[Interface markup and scripts]
* begin *

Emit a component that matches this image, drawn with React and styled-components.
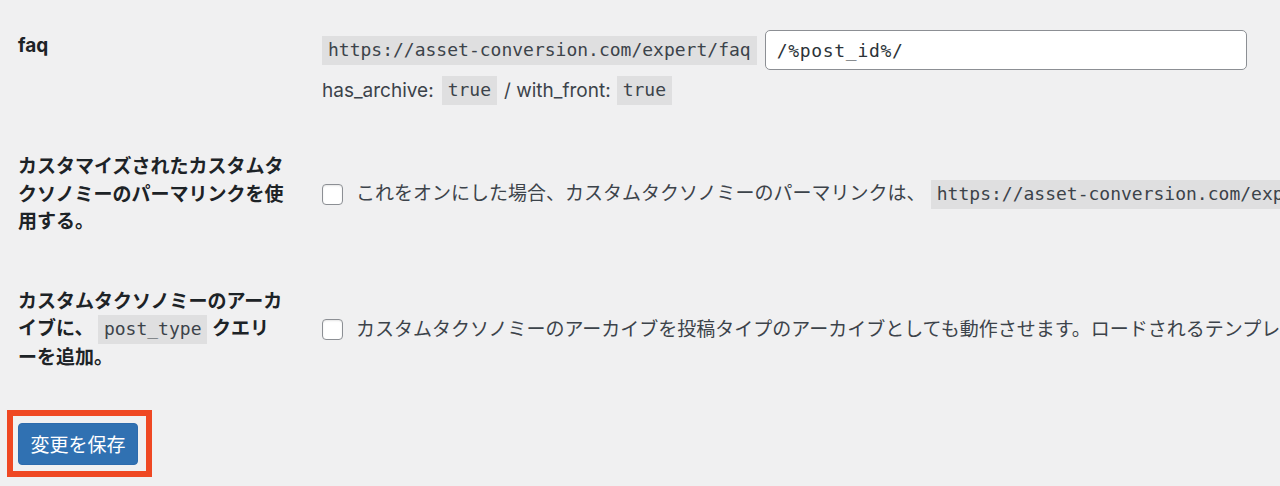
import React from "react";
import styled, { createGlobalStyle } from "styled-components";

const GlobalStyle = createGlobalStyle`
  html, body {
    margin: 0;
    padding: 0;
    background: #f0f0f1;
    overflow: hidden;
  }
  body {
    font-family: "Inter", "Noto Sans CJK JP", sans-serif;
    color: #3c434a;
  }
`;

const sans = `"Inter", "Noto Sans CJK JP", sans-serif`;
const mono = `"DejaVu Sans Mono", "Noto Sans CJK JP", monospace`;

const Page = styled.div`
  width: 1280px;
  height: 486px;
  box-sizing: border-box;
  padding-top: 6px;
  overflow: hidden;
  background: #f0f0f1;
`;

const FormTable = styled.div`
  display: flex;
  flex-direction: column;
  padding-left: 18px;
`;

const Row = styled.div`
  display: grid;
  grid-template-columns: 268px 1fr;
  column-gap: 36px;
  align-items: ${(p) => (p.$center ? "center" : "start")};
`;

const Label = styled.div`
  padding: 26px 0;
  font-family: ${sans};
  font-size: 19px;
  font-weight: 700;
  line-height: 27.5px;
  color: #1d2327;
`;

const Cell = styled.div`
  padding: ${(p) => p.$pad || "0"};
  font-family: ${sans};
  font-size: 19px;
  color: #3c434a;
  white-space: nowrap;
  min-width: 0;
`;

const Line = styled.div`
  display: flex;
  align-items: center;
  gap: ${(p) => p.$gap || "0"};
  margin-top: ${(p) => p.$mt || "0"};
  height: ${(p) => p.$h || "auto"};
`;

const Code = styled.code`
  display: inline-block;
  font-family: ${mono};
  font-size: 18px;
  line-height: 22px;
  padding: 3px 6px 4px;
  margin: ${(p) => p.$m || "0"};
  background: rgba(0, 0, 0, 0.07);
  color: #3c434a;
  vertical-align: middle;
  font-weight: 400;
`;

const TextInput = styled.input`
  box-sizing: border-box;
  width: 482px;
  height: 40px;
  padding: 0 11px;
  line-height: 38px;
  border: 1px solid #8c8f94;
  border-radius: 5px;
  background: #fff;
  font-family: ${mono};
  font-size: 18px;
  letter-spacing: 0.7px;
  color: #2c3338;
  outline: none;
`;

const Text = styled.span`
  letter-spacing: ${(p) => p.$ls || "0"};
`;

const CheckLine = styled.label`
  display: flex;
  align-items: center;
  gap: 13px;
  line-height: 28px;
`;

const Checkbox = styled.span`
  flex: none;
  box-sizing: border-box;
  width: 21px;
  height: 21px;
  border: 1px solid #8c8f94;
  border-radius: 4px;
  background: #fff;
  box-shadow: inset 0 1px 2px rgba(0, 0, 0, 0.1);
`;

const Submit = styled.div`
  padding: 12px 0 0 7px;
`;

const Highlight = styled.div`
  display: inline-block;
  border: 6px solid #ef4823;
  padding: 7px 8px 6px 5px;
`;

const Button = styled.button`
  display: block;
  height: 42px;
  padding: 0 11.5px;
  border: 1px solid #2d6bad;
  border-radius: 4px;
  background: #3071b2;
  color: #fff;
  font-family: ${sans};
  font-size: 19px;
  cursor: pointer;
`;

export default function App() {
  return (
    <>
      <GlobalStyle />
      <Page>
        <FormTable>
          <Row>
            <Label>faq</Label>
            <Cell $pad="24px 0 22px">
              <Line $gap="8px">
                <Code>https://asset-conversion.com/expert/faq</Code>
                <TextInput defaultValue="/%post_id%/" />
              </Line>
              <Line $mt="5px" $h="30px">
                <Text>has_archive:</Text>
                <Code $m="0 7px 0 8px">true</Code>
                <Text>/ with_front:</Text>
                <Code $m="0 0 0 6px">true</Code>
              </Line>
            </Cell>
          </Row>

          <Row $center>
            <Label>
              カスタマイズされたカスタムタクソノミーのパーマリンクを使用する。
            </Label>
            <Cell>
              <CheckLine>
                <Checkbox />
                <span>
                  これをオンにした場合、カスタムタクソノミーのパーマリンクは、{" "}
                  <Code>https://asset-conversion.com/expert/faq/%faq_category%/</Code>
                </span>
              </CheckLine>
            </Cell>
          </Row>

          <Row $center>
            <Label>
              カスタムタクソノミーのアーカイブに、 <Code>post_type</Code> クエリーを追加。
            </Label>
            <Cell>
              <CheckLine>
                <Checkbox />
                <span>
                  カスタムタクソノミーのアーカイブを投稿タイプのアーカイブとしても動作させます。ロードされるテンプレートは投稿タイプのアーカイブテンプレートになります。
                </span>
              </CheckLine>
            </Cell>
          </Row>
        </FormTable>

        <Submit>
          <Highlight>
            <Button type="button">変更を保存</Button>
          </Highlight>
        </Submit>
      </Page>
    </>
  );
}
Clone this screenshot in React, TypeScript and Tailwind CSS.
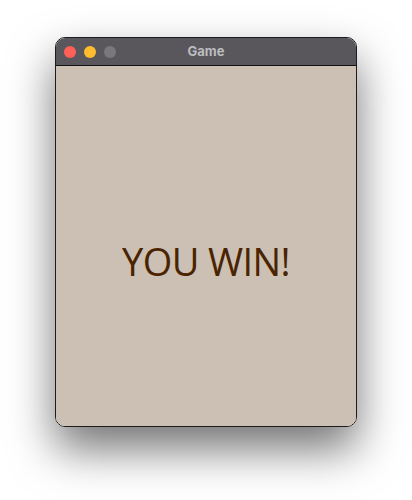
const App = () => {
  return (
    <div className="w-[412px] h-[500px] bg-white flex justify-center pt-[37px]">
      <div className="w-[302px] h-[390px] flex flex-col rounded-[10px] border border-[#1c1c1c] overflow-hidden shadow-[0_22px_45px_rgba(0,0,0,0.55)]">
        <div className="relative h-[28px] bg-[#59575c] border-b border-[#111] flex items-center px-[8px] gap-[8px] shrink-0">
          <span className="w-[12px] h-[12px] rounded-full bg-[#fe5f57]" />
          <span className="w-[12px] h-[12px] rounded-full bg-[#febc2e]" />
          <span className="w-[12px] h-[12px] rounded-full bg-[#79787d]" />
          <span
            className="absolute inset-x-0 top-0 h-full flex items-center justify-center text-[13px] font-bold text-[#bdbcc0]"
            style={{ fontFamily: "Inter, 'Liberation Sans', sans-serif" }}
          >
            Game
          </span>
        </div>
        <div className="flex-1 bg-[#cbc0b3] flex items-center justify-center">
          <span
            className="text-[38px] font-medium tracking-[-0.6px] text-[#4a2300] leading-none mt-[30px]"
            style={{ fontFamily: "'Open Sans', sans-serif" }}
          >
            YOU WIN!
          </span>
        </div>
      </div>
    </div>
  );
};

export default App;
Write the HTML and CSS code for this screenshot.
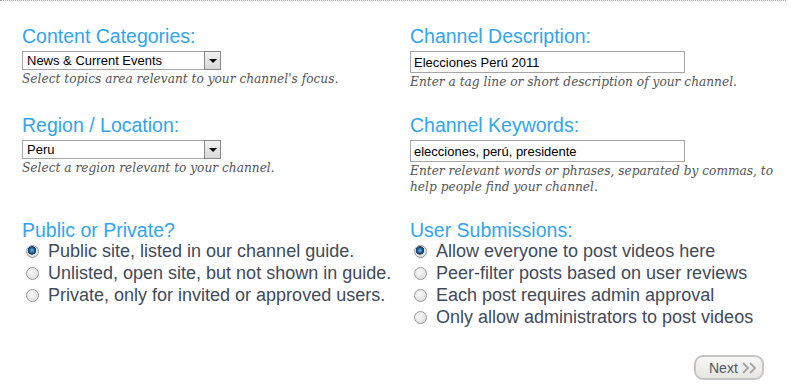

* end *

▶ _Exercise task_: Omitting all images, retype each line of the records precisely.

▶ _Exercise output_:
Emit a component that matches this image, drawn with React and styled-components.
import React from "react";
import styled, { createGlobalStyle } from "styled-components";

const GlobalStyle = createGlobalStyle`
  html, body {
    margin: 0;
    padding: 0;
    background: #f0f0f1;
    overflow: hidden;
  }
  body {
    font-family: "Inter", "Noto Sans CJK JP", sans-serif;
    color: #3c434a;
  }
`;

const sans = `"Inter", "Noto Sans CJK JP", sans-serif`;
const mono = `"DejaVu Sans Mono", "Noto Sans CJK JP", monospace`;

const Page = styled.div`
  width: 1280px;
  height: 486px;
  box-sizing: border-box;
  padding-top: 6px;
  overflow: hidden;
  background: #f0f0f1;
`;

const FormTable = styled.div`
  display: flex;
  flex-direction: column;
  padding-left: 18px;
`;

const Row = styled.div`
  display: grid;
  grid-template-columns: 268px 1fr;
  column-gap: 36px;
  align-items: ${(p) => (p.$center ? "center" : "start")};
`;

const Label = styled.div`
  padding: 26px 0;
  font-family: ${sans};
  font-size: 19px;
  font-weight: 700;
  line-height: 27.5px;
  color: #1d2327;
`;

const Cell = styled.div`
  padding: ${(p) => p.$pad || "0"};
  font-family: ${sans};
  font-size: 19px;
  color: #3c434a;
  white-space: nowrap;
  min-width: 0;
`;

const Line = styled.div`
  display: flex;
  align-items: center;
  gap: ${(p) => p.$gap || "0"};
  margin-top: ${(p) => p.$mt || "0"};
  height: ${(p) => p.$h || "auto"};
`;

const Code = styled.code`
  display: inline-block;
  font-family: ${mono};
  font-size: 18px;
  line-height: 22px;
  padding: 3px 6px 4px;
  margin: ${(p) => p.$m || "0"};
  background: rgba(0, 0, 0, 0.07);
  color: #3c434a;
  vertical-align: middle;
  font-weight: 400;
`;

const TextInput = styled.input`
  box-sizing: border-box;
  width: 482px;
  height: 40px;
  padding: 0 11px;
  line-height: 38px;
  border: 1px solid #8c8f94;
  border-radius: 5px;
  background: #fff;
  font-family: ${mono};
  font-size: 18px;
  letter-spacing: 0.7px;
  color: #2c3338;
  outline: none;
`;

const Text = styled.span`
  letter-spacing: ${(p) => p.$ls || "0"};
`;

const CheckLine = styled.label`
  display: flex;
  align-items: center;
  gap: 13px;
  line-height: 28px;
`;

const Checkbox = styled.span`
  flex: none;
  box-sizing: border-box;
  width: 21px;
  height: 21px;
  border: 1px solid #8c8f94;
  border-radius: 4px;
  background: #fff;
  box-shadow: inset 0 1px 2px rgba(0, 0, 0, 0.1);
`;

const Submit = styled.div`
  padding: 12px 0 0 7px;
`;

const Highlight = styled.div`
  display: inline-block;
  border: 6px solid #ef4823;
  padding: 7px 8px 6px 5px;
`;

const Button = styled.button`
  display: block;
  height: 42px;
  padding: 0 11.5px;
  border: 1px solid #2d6bad;
  border-radius: 4px;
  background: #3071b2;
  color: #fff;
  font-family: ${sans};
  font-size: 19px;
  cursor: pointer;
`;

export default function App() {
  return (
    <>
      <GlobalStyle />
      <Page>
        <FormTable>
          <Row>
            <Label>faq</Label>
            <Cell $pad="24px 0 22px">
              <Line $gap="8px">
                <Code>https://asset-conversion.com/expert/faq</Code>
                <TextInput defaultValue="/%post_id%/" />
              </Line>
              <Line $mt="5px" $h="30px">
                <Text>has_archive:</Text>
                <Code $m="0 7px 0 8px">true</Code>
                <Text>/ with_front:</Text>
                <Code $m="0 0 0 6px">true</Code>
              </Line>
            </Cell>
          </Row>

          <Row $center>
            <Label>
              カスタマイズされたカスタムタクソノミーのパーマリンクを使用する。
            </Label>
            <Cell>
              <CheckLine>
                <Checkbox />
                <span>
                  これをオンにした場合、カスタムタクソノミーのパーマリンクは、{" "}
                  <Code>https://asset-conversion.com/expert/faq/%faq_category%/</Code>
                </span>
              </CheckLine>
            </Cell>
          </Row>

          <Row $center>
            <Label>
              カスタムタクソノミーのアーカイブに、 <Code>post_type</Code> クエリーを追加。
            </Label>
            <Cell>
              <CheckLine>
                <Checkbox />
                <span>
                  カスタムタクソノミーのアーカイブを投稿タイプのアーカイブとしても動作させます。ロードされるテンプレートは投稿タイプのアーカイブテンプレートになります。
                </span>
              </CheckLine>
            </Cell>
          </Row>
        </FormTable>

        <Submit>
          <Highlight>
            <Button type="button">変更を保存</Button>
          </Highlight>
        </Submit>
      </Page>
    </>
  );
}
Clone this screenshot in React, TypeScript and Tailwind CSS.
const App = () => {
  return (
    <div className="w-[412px] h-[500px] bg-white flex justify-center pt-[37px]">
      <div className="w-[302px] h-[390px] flex flex-col rounded-[10px] border border-[#1c1c1c] overflow-hidden shadow-[0_22px_45px_rgba(0,0,0,0.55)]">
        <div className="relative h-[28px] bg-[#59575c] border-b border-[#111] flex items-center px-[8px] gap-[8px] shrink-0">
          <span className="w-[12px] h-[12px] rounded-full bg-[#fe5f57]" />
          <span className="w-[12px] h-[12px] rounded-full bg-[#febc2e]" />
          <span className="w-[12px] h-[12px] rounded-full bg-[#79787d]" />
          <span
            className="absolute inset-x-0 top-0 h-full flex items-center justify-center text-[13px] font-bold text-[#bdbcc0]"
            style={{ fontFamily: "Inter, 'Liberation Sans', sans-serif" }}
          >
            Game
          </span>
        </div>
        <div className="flex-1 bg-[#cbc0b3] flex items-center justify-center">
          <span
            className="text-[38px] font-medium tracking-[-0.6px] text-[#4a2300] leading-none mt-[30px]"
            style={{ fontFamily: "'Open Sans', sans-serif" }}
          >
            YOU WIN!
          </span>
        </div>
      </div>
    </div>
  );
};

export default App;
Write the HTML and CSS code for this screenshot.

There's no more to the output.